When to use protocol faults
Protocol faults simulate application-level failures — one operation fails while the rest of the service works normally.
| Scenario | Fault | What it simulates |
|---|---|---|
| One SQL query fails | error(query="INSERT*") | DB rejects a specific insert |
| HTTP upstream returns 429 | response(path="/api/*", status=429) | Rate limiting |
| Kafka message dropped | drop(topic="orders") | Message loss on one topic |
| Redis SET fails | error(command="SET") | Write to cache fails |
| Slow specific endpoint | delay(path="/search*", delay="2s") | One endpoint is slow |
Strengths:
- Precise: target specific queries, paths, commands, topics
- Realistic: real services fail at the query level, not the disk level
- Service stays healthy — healthchecks and other operations work normally
- Tests error handling for specific code paths
Weaknesses:
- Only works for supported protocols (HTTP, Postgres, Redis, Kafka, etc.)
- Proxy adds latency (usually <1ms, but measurable)
- Can’t simulate low-level failures (disk corruption, kernel panics)
Best for: “does this specific operation handle errors correctly?” questions.
Decision table
| Question | Level | Example |
|---|---|---|
| ”What if the DB server is completely down?” | Syscall | connect=deny("ECONNREFUSED") |
| ”What if this INSERT query fails?” | Protocol | error(query="INSERT INTO orders*") |
| ”What if the disk is full?” | Syscall | write=deny("ENOSPC") |
| ”What if this HTTP endpoint returns 500?” | Protocol | response(path="/api/v1/orders", status=500) |
| ”What if the network is slow?” | Syscall | connect=delay("2s") |
| ”What if this one Kafka topic drops messages?” | Protocol | drop(topic="order-events") |
| ”What if Redis SET fails but GET works?” | Protocol | error(command="SET") |
| ”What if two services can’t talk to each other?” | Syscall | partition(api, db) |
| ”What if the WAL fsync fails?” | Syscall | fsync=deny("EIO") |
| ”What if the gRPC method returns UNAVAILABLE?” | Protocol | error(method="/orders.OrderService/Create") |
Combining both levels
Use composition to combine syscall and protocol faults into a single assumption:
# Syscall-level: DB disk is slow
db_slow = fault_assumption("db_slow",
target = db,
write = delay("500ms"),
)
# Protocol-level: upstream rate limits POST requests
rate_limited = fault_assumption("rate_limited",
target = api.http,
rules = [response(method="POST", path="/orders*", status=429)],
)
# Combined: both active simultaneously
degraded = fault_assumption("degraded",
faults = [db_slow, rate_limited],
description = "upstream rate-limited AND local disk slow",
)
# Use in a matrix alongside individual faults
fault_matrix(
scenarios = [create_order, get_order],
faults = [db_slow, rate_limited, degraded],
overrides = {
(create_order, rate_limited): lambda r: assert_eq(r.status, 429),
(create_order, degraded): lambda r: assert_eq(r.status, 429),
(get_order, db_slow): lambda r: assert_true(r.duration_ms > 400),
},
)
When to combine:
- Testing graceful degradation (some operations fail, others slow)

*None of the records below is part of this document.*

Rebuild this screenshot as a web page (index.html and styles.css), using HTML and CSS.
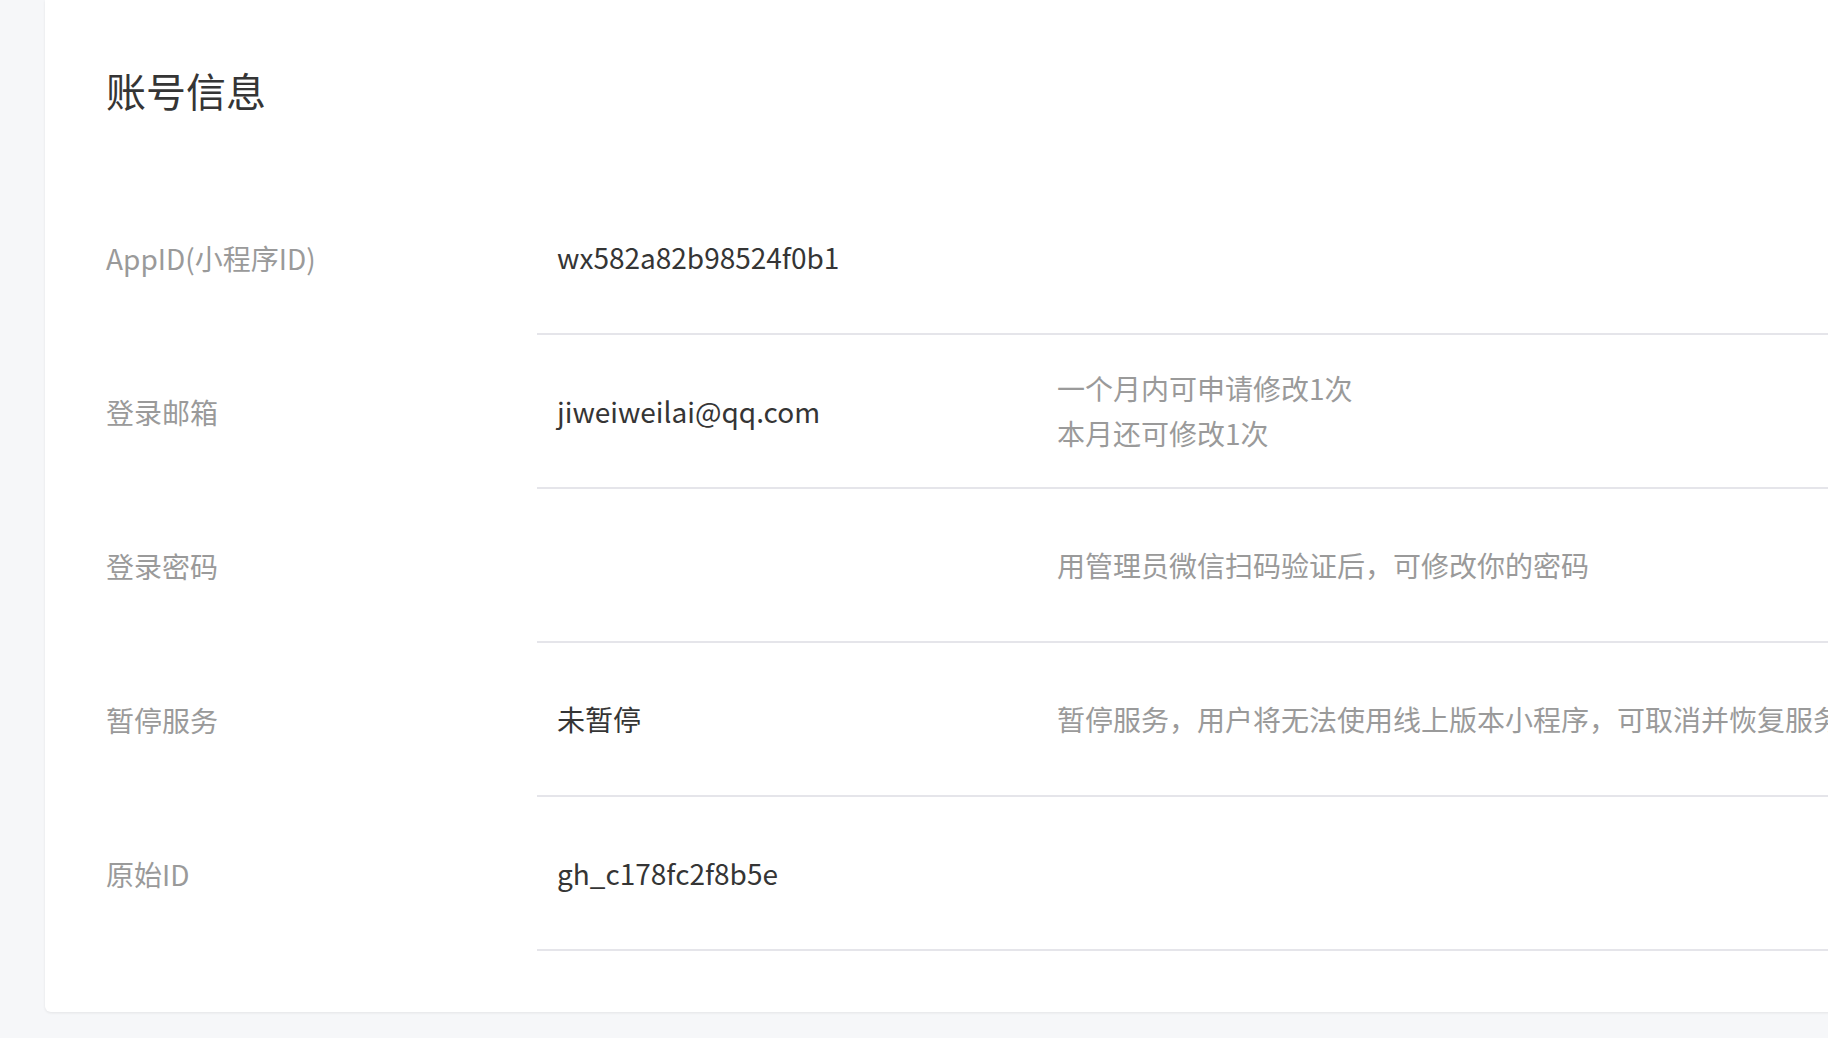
FILE: index.html
```html
<!DOCTYPE html>
<html lang="zh-CN">
<head>
    <meta charset="utf-8"/>
    <title>账号信息</title>
    <link rel="stylesheet" href="styles.css">
</head>
<body>
    <div class="page">
        <div class="card">
            <h2 class="card-title">账号信息</h2>
            <div class="info-list">
                <div class="info-row">
                    <div class="info-label">AppID(小程序ID)</div>
                    <div class="info-cell">
                        <div class="info-value">wx582a82b98524f0b1</div>
                        <div class="info-hint"></div>
                    </div>
                </div>
                <div class="info-row">
                    <div class="info-label">登录邮箱</div>
                    <div class="info-cell">
                        <div class="info-value">jiweiweilai@qq.com</div>
                        <div class="info-hint">一个月内可申请修改1次<br>本月还可修改1次</div>
                    </div>
                </div>
                <div class="info-row">
                    <div class="info-label">登录密码</div>
                    <div class="info-cell">
                        <div class="info-value"></div>
                        <div class="info-hint">用管理员微信扫码验证后，可修改你的密码</div>
                    </div>
                </div>
                <div class="info-row">
                    <div class="info-label">暂停服务</div>
                    <div class="info-cell">
                        <div class="info-value">未暂停</div>
                        <div class="info-hint">暂停服务，用户将无法使用线上版本小程序，可取消并恢复服务</div>
                    </div>
                </div>
                <div class="info-row">
                    <div class="info-label">原始ID</div>
                    <div class="info-cell">
                        <div class="info-value">gh_c178fc2f8b5e</div>
                        <div class="info-hint"></div>
                    </div>
                </div>
            </div>
        </div>
    </div>
</body>
</html>
```

FILE: styles.css
```css
html, body {
    margin: 0;
    padding: 0;
    height: 100%;
    overflow: hidden;
    background-color: #f6f7f9;
    font-family: "Noto Sans CJK SC", "Noto Sans", sans-serif;
    color: #353535;
}
.page {
    padding: 0 0 27px 45px;
    overflow: hidden;
}
.card {
    background: #ffffff;
    border-radius: 0 0 6px 6px;
    box-shadow: 0 1px 3px rgba(0, 0, 0, 0.08);
    margin-right: -200px;
    padding: 62px 0 61px 61px;
}
.card-title {
    margin: 0 0 63px;
    font-size: 40px;
    font-weight: 400;
    line-height: 56px;
    color: #353535;
}
.info-row {
    display: flex;
}
.info-label {
    width: 431px;
    flex-shrink: 0;
    display: flex;
    align-items: center;
    font-size: 28px;
    color: #9a9a9a;
}
.info-cell {
    flex: 1;
    display: flex;
    align-items: center;
    min-height: 152px;
    padding-left: 20px;
    border-bottom: 2px solid #e5e5ea;
}
.info-value {
    width: 500px;
    flex-shrink: 0;
    font-size: 28px;
    color: #353535;
}
.info-hint {
    font-size: 28px;
    line-height: 45px;
    color: #9a9a9a;
    white-space: nowrap;
}
```
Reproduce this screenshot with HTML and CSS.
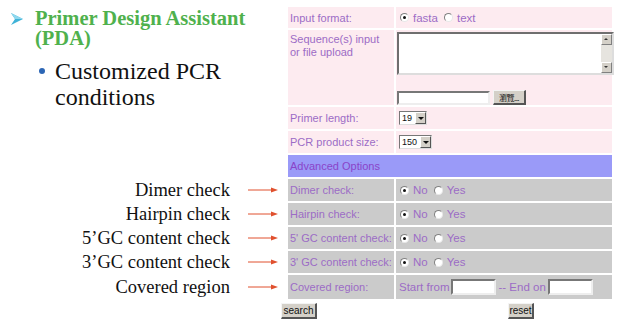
FILE: index.html
```html
<!DOCTYPE html>
<html lang="en">
<head>
    <meta charset="UTF-8">
    <title>Primer Design Assistant (PDA)</title>
    <link rel="stylesheet" href="styles.css">
</head>
<body>
    <div class="slide">
        <div class="intro">
            <h1 class="title">
                <svg class="chevron" width="14" height="14" viewBox="0 0 14 14">
                    <polygon points="1,1 13,7 1,13 5,7" fill="#3fb3d8"/>
                    <polygon points="1,1 13,7 5,7" fill="#8fd8ee"/>
                </svg>
                <span>Primer Design Assistant (PDA)</span>
            </h1>
            <p class="bullet"><span class="dot"></span>Customized PCR conditions</p>
        </div>

        <div class="label pink">Input format:</div>
        <div class="value pink">
            <span class="radio on"></span>fasta
            <span class="radio"></span>text
        </div>

        <div class="label pink top">Sequence(s) input<br>or file upload</div>
        <div class="value pink stack">
            <div class="textarea">
                <div class="scroll">
                    <span class="sbtn up"></span>
                    <span class="sbtn down"></span>
                </div>
            </div>
            <div class="file">
                <span class="field wide"></span>
                <span class="btn browse">瀏覽...</span>
            </div>
        </div>

        <div class="label pink">Primer length:</div>
        <div class="value pink"><span class="select">19<span class="arrow"></span></span></div>

        <div class="label pink">PCR product size:</div>
        <div class="value pink"><span class="select">150<span class="arrow"></span></span></div>

        <div class="advanced">Advanced Options</div>

        <div class="note">Dimer check</div>
        <div class="pointer"><svg width="30" height="6" viewBox="0 0 30 6"><line x1="0" y1="3" x2="24" y2="3" stroke="#e0502e" stroke-width="1"/><polygon points="23,0.5 30,3 23,5.5" fill="#e0502e"/></svg></div>
        <div class="label grey">Dimer check:</div>
        <div class="value grey"><span class="radio on"></span>No <span class="radio"></span>Yes</div>

        <div class="note">Hairpin check</div>
        <div class="pointer"><svg width="30" height="6" viewBox="0 0 30 6"><line x1="0" y1="3" x2="24" y2="3" stroke="#e0502e" stroke-width="1"/><polygon points="23,0.5 30,3 23,5.5" fill="#e0502e"/></svg></div>
        <div class="label grey">Hairpin check:</div>
        <div class="value grey"><span class="radio on"></span>No <span class="radio"></span>Yes</div>

        <div class="note">5’GC content check</div>
        <div class="pointer"><svg width="30" height="6" viewBox="0 0 30 6"><line x1="0" y1="3" x2="24" y2="3" stroke="#e0502e" stroke-width="1"/><polygon points="23,0.5 30,3 23,5.5" fill="#e0502e"/></svg></div>
        <div class="label grey">5' GC content check:</div>
        <div class="value grey"><span class="radio on"></span>No <span class="radio"></span>Yes</div>

        <div class="note">3’GC content check</div>
        <div class="pointer"><svg width="30" height="6" viewBox="0 0 30 6"><line x1="0" y1="3" x2="24" y2="3" stroke="#e0502e" stroke-width="1"/><polygon points="23,0.5 30,3 23,5.5" fill="#e0502e"/></svg></div>
        <div class="label grey">3' GC content check:</div>
        <div class="value grey"><span class="radio on"></span>No <span class="radio"></span>Yes</div>

        <div class="note">Covered region</div>
        <div class="pointer"><svg width="30" height="6" viewBox="0 0 30 6"><line x1="0" y1="3" x2="24" y2="3" stroke="#e0502e" stroke-width="1"/><polygon points="23,0.5 30,3 23,5.5" fill="#e0502e"/></svg></div>
        <div class="label grey">Covered region:</div>
        <div class="value grey">Start from <span class="field"></span> -- End on <span class="field"></span></div>

        <div class="actions">
            <span class="btn">search</span>
            <span class="btn reset">reset</span>
        </div>
    </div>
</body>
</html>
```

FILE: styles.css
```css
body {
    margin: 0;
    background-color: #fff;
    font-family: "Liberation Sans", Arial, sans-serif;
}

.slide {
    display: grid;
    grid-template-columns: 236px 48px 106px 216px;
    grid-template-rows: 21px 75px 22px 22px 22px 22px 22px 22px 22px 24px auto;
    column-gap: 2px;
    row-gap: 2px;
    padding-top: 7px;
    width: 620px;
}

.intro {
    grid-column: 1 / 3;
    grid-row: 1 / 6;
    font-family: "Liberation Serif", "Times New Roman", serif;
}

.title {
    display: flex;
    align-items: flex-start;
    margin: 0;
    padding: 1px 0 0 10px;
    font-size: 20.5px;
    line-height: 20px;
    color: #4fb14d;
}

.chevron {
    flex: none;
    margin: 4px 11px 0 0;
}

.bullet {
    position: relative;
    margin: 10px 0 0 55px;
    font-size: 24px;
    line-height: 26px;
    color: #111;
}

.dot {
    position: absolute;
    left: -16px;
    top: 10px;
    width: 6px;
    height: 6px;
    border-radius: 50%;
    background-color: #2c66b5;
}

.label, .value, .advanced {
    display: flex;
    align-items: center;
    font-size: 11px;
    color: #9c6cc6;
    white-space: nowrap;
}

.label {
    padding-left: 2px;
}

.label.top {
    align-items: flex-start;
    padding-top: 3px;
    line-height: 13px;
}

.value {
    padding-left: 3px;
    font-size: 11.5px;
}

.pink {
    background-color: #fdebf0;
}

.grey {
    background-color: #cbcbcb;
}

.advanced {
    grid-column: 3 / 5;
    padding-left: 2px;
    background-color: #9a9af8;
    color: #8a44c8;
}

.note {
    grid-column: 1;
    display: flex;
    align-items: center;
    justify-content: flex-end;
    padding-right: 6px;
    font-family: "Liberation Serif", "Times New Roman", serif;
    font-size: 18.5px;
    color: #111;
}

.pointer {
    display: flex;
    align-items: center;
    padding-left: 10px;
}

.radio {
    display: inline-block;
    position: relative;
    box-sizing: border-box;
    width: 9px;
    height: 9px;
    margin: 0 4px 0 1px;
    border-radius: 50%;
    border: 1px solid #808080;
    border-right-color: #e8e8e8;
    border-bottom-color: #e8e8e8;
    background-color: #fff;
}

.value .radio ~ .radio {
    margin-left: 6px;
}

.radio.on::after {
    content: "";
    position: absolute;
    left: 2px;
    top: 2px;
    width: 3px;
    height: 3px;
    border-radius: 50%;
    background-color: #111;
}

.stack {
    flex-direction: column;
    align-items: flex-start;
    padding: 2px 0 0 1px;
}

.textarea {
    position: relative;
    box-sizing: border-box;
    width: 217px;
    height: 44px;
    background-color: #fff;
    border: 2px solid #6f6f6f;
    border-right-color: #ddd;
    border-bottom-color: #ddd;
}

.scroll {
    position: absolute;
    right: 0;
    top: 0;
    bottom: 0;
    width: 11px;
    display: flex;
    flex-direction: column;
    justify-content: space-between;
    background-color: #e6e4df;
}

.sbtn {
    position: relative;
    height: 11px;
    background-color: #d4d0c8;
    border: 1px solid #fff;
    border-right-color: #808080;
    border-bottom-color: #808080;
    box-sizing: border-box;
}

.sbtn::after {
    content: "";
    position: absolute;
    left: 2px;
    top: 3px;
    border-left: 2px solid transparent;
    border-right: 2px solid transparent;
}

.sbtn.up::after {
    border-bottom: 2px solid #333;
}

.sbtn.down::after {
    border-top: 2px solid #333;
}

.file {
    display: flex;
    align-items: center;
    gap: 3px;
    margin-top: 15px;
}

.field {
    display: inline-block;
    box-sizing: border-box;
    width: 45px;
    height: 16px;
    margin: 0 2px;
    background-color: #fff;
    border: 2px solid #777;
    border-right-color: #eee;
    border-bottom-color: #eee;
}

.field.wide {
    width: 93px;
    height: 14px;
    margin: 0;
}

.btn {
    display: inline-flex;
    align-items: center;
    justify-content: center;
    box-sizing: border-box;
    height: 15px;
    padding: 0 4px;
    font-size: 10px;
    color: #111;
    white-space: nowrap;
    background-color: #d4d0c8;
    border: 1px solid #f4f4f4;
    border-right: 2px solid #555;
    border-bottom: 2px solid #555;
}

.browse {
    width: 33px;
    padding: 0;
    font-family: "Noto Sans CJK TC", sans-serif;
    font-size: 8px;
    letter-spacing: -0.5px;
}

.select {
    display: inline-flex;
    align-items: center;
    box-sizing: border-box;
    height: 14px;
    padding-left: 2px;
    font-size: 9px;
    color: #111;
    background-color: #fff;
    border: 1px solid #777;
    border-right-color: #ddd;
    border-bottom-color: #ddd;
}

.arrow {
    position: relative;
    display: inline-block;
    box-sizing: border-box;
    width: 11px;
    height: 12px;
    margin-left: 3px;
    background-color: #d4d0c8;
    border: 1px solid #fff;
    border-right-color: #555;
    border-bottom-color: #555;
}

.arrow::after {
    content: "";
    position: absolute;
    left: 2px;
    top: 4px;
    border-left: 3px solid transparent;
    border-right: 3px solid transparent;
    border-top: 3px solid #111;
}

.actions {
    grid-column: 3 / 5;
    display: flex;
    margin: 2px 0 0 -7px;
}

.actions .btn {
    width: 36px;
    height: 16px;
}

.actions .reset {
    width: 26px;
    margin-left: 191px;
}
```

- Testing cascading failures (upstream error + local resource issue)
- Testing that partial failures don’t corrupt state
Progression for a new project
-
Start with syscall-level
fault_assumption()—connect=deny,write=denyfor each dependency. Covers the broad “is X broken?” category. -
Add protocol-level assumptions for critical paths — specific queries, endpoints, or commands where you need precise error handling.
-
Compose into a
fault_matrix()— cross-product of scenarios × assumptions. Add overrides for expected behavior. -
Combine levels via
faults=[syscall_assumption, protocol_assumption]for realistic degradation scenarios.
Most projects get 80% of the value from step 1 alone.